Method

Vertical Line Test

The vertical line test is a graphical method to determine whether a given relation is a function. For example, consider the following relations.

Relation I	Relation II	Relation III
$(y - 2) (y + 1) = x$	$y = x (x + 1) (x - 2)$	$x y - 2.25 - 2 - 1.75 0 - 1 2 - 1 - 1 01 1 - 0.75 2 0.5$

To determine whether the above relations are functions, these two steps can be followed.

1

Draw the Relation on the Coordinate Plane

Draw the relation on the coordinate plane. The first two relations can be drawn using a graphing calculator or another mathematical software.

Graph of the three relations: (y-2)(y+1)=x; y=x(x+1)(x-2), and x (-2.25,-2),(-1.75,0),(-1,2),(-1,-1),(0,1),(1,-0.75), and (2,0.5)

2

Draw a Vertical Line and Look at the Intersection Points

Draw vertical lines at different places of the coordinate plane. If one line intersects the graph more than once, the relation is not a function. On the contrary, if no vertical line cuts the graph more than once, the relation is a function.
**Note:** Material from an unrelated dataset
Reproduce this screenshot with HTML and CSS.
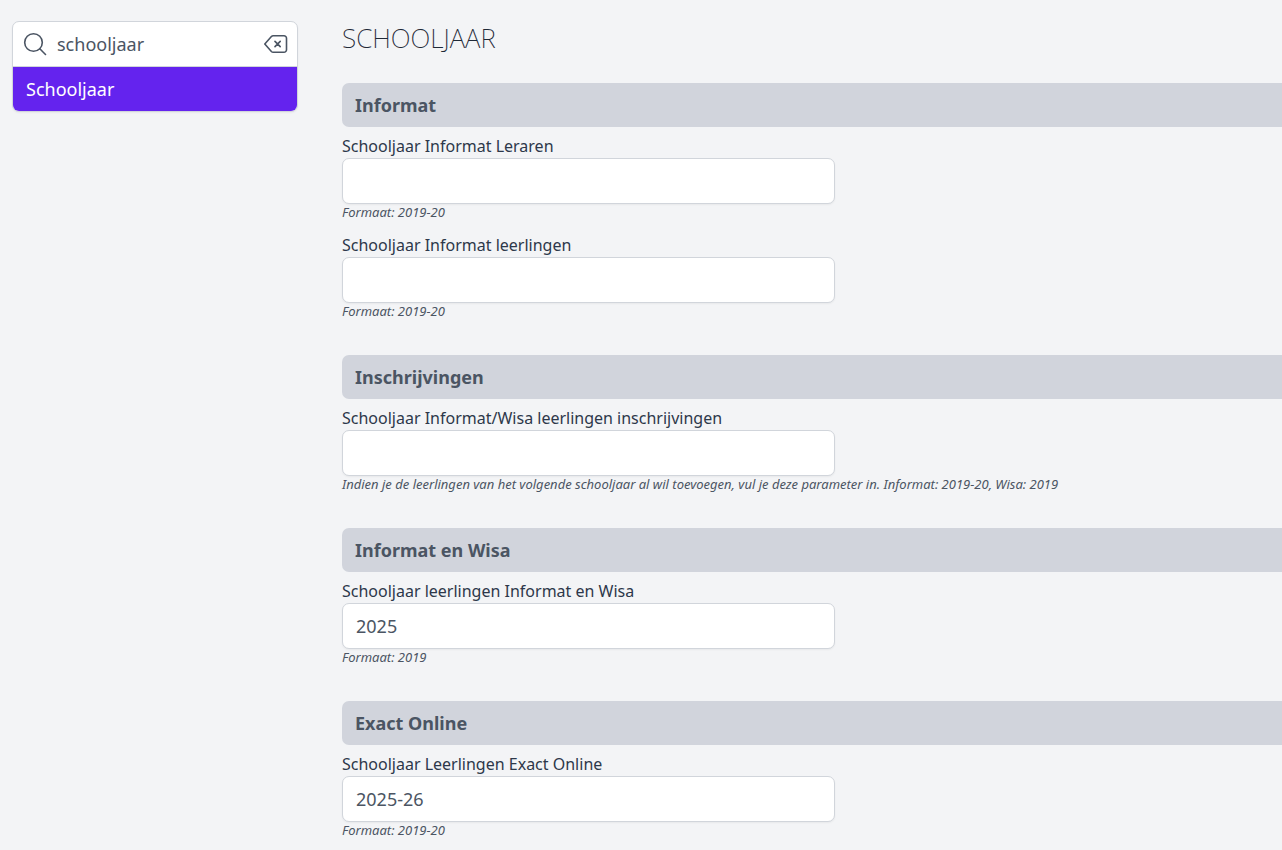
FILE: index.html
```html
<!DOCTYPE html>
<html lang="nl">
<head>
<meta charset="utf-8">
<meta name="viewport" content="width=device-width, initial-scale=1">
<title>Schooljaar</title>
<link rel="stylesheet" href="styles.css">
</head>
<body>
<div class="layout">
  <aside class="sidebar">
    <nav class="menu" aria-label="Instellingen">
      <div class="search">
        <svg class="icon" viewBox="0 0 24 24" aria-hidden="true"><circle cx="10.5" cy="10.5" r="8.8"/><path d="M16.8 16.8l5.700 5.700"/></svg>
        <input class="search-input" type="text" value="schooljaar" aria-label="Zoeken">
        <button class="clear" type="button" aria-label="Wissen">
          <svg class="icon" viewBox="0 0 24 24" aria-hidden="true"><path d="M9.2 3.8H20a2.500 2.500 0 0 1 2.500 2.500v11.400a2.500 2.500 0 0 1-2.500 2.500H9.200a2.500 2.500 0 0 1-1.800-.75L.8 12l6.600-7.450a2.500 2.500 0 0 1 1.800-.75zM11 9.400l5.200 5.200M16.200 9.400l-5.200 5.200"/></svg>
        </button>
      </div>
      <a class="menu-item" href="#schooljaar">Schooljaar</a>
    </nav>
  </aside>
  <main class="content" id="schooljaar">
    <h1 class="title">SCHOOLJAAR</h1>
    <form class="sections">
      <section class="section">
        <h2 class="section-title">Informat</h2>
        <div class="fields">
          <div class="field">
            <label class="label" for="leraren">Schooljaar Informat Leraren</label>
            <input class="input" id="leraren" type="text">
            <p class="hint">Formaat: 2019-20</p>
          </div>
          <div class="field">
            <label class="label" for="leerlingen">Schooljaar Informat leerlingen</label>
            <input class="input" id="leerlingen" type="text">
            <p class="hint">Formaat: 2019-20</p>
          </div>
        </div>
      </section>
      <section class="section">
        <h2 class="section-title">Inschrijvingen</h2>
        <div class="field">
          <label class="label" for="inschrijvingen">Schooljaar Informat/Wisa leerlingen inschrijvingen</label>
          <input class="input" id="inschrijvingen" type="text">
          <p class="hint">Indien je de leerlingen van het volgende schooljaar al wil toevoegen, vul je deze parameter in. Informat: 2019-20, Wisa: 2019</p>
        </div>
      </section>
      <section class="section">
        <h2 class="section-title">Informat en Wisa</h2>
        <div class="field">
          <label class="label" for="wisa">Schooljaar leerlingen Informat en Wisa</label>
          <input class="input" id="wisa" type="text" value="2025">
          <p class="hint">Formaat: 2019</p>
        </div>
      </section>
      <section class="section">
        <h2 class="section-title">Exact Online</h2>
        <div class="field">
          <label class="label" for="exact">Schooljaar Leerlingen Exact Online</label>
          <input class="input" id="exact" type="text" value="2025-26">
          <p class="hint">Formaat: 2019-20</p>
        </div>
      </section>
    </form>
  </main>
</div>
</body>
</html>
```
FILE: styles.css
```css
* {
  box-sizing: border-box;
}

body {
  margin: 0;
  background: #f3f4f6;
  color: #4b5563;
  font-family: "Noto Sans", sans-serif;
  font-size: 18px;
}

.layout {
  display: flex;
  gap: 44px;
  padding: 21px 0 8px 12px;
}

.sidebar {
  flex: 0 0 286px;
  min-width: 0;
}

.menu {
  overflow: hidden;
  border: 1px solid #d1d5db;
  border-radius: 7px;
  background: #fff;
  box-shadow: 0 1px 2px rgb(0 0 0 / 5%);
}

.search {
  display: flex;
  align-items: center;
  gap: 10px;
  height: 45px;
  padding: 0 9px 0 10px;
  border-bottom: 1px solid #d1d5db;
}

.icon {
  display: block;
  flex: none;
  width: 24px;
  height: 24px;
  fill: none;
  stroke: #4b5563;
  stroke-width: 1.6;
  stroke-linecap: round;
  stroke-linejoin: round;
}

.search-input {
  flex: 1;
  width: 0;
  min-width: 0;
  padding: 0;
  border: 0;
  outline: 0;
  background: transparent;
  color: #4b5563;
  font: inherit;
}

.clear {
  padding: 0;
  border: 0;
  background: none;
  cursor: pointer;
}

.menu-item {
  display: block;
  padding: 0 13px;
  background: #6423ee;
  color: #fff;
  line-height: 44px;
  text-decoration: none;
}

.content {
  flex: 1;
  min-width: 0;
}

.title {
  margin: 0 0 28px;
  color: #1f2937;
  font-size: 26px;
  font-weight: 200;
  line-height: 34px;
}

.sections {
  display: flex;
  flex-direction: column;
  gap: 36px;
}

.section {
  display: flex;
  flex-direction: column;
  gap: 9px;
}

.section-title {
  margin: 0;
  padding: 0 13px;
  border-radius: 7px 0 0 7px;
  background: #d1d4dc;
  font-size: 18px;
  font-weight: 700;
  line-height: 44px;
}

.fields {
  display: flex;
  flex-direction: column;
  gap: 15px;
}

.field {
  display: flex;
  flex-direction: column;
}

.label {
  padding-bottom: 2px;
  color: #2d384a;
  font-size: 16px;
  line-height: 20px;
}

.input {
  width: 100%;
  max-width: 493px;
  height: 46px;
  padding: 0 13px;
  border: 1px solid #d1d5db;
  border-radius: 7px;
  background: #fff;
  box-shadow: 0 1px 2px rgb(0 0 0 / 5%);
  color: #4b5563;
  font: inherit;
}

.hint {
  margin: 0;
  font-size: 13px;
  font-style: italic;
  line-height: 16px;
}
```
Different vertical lines drawn along each relation

Notice that $ℓ_{3}$ cuts the first graph at two different points. Also, $m_{2}$ passes through two different points. Then, neither Relation I nor Relation III is a function. In contrast, any vertical line cuts the graph of Relation II at most once. Thus, Relation II is a function.

Relation I is not a function. $\times$
Relation II is a function. $✓$
Relation III is not a function. $\times$

Keep in mind that, before stating that a relation is a function, the vertical lines drawn have to cover the entire domain to ensure that no vertical line cuts the graph more than once.

Why

Intuition Behind the Method

When a relation is not a function, it is because there are multiple $y -$ values that proceed from the same $x -$ value. Therefore, the graph of such relation would show at least two points directly above the other.

Points with the same $x -$ value belong to the same vertical line.

This is why drawing a vertical line and moving it across the graph reveals if the graph is a function or not.

Note that, when concluded that a graph is a function, it must be assumed that the graph of the relation continues without any significant change beyond the boundaries of the coordinate plane. If not, it could never be concluded from a graph that a relation is a function.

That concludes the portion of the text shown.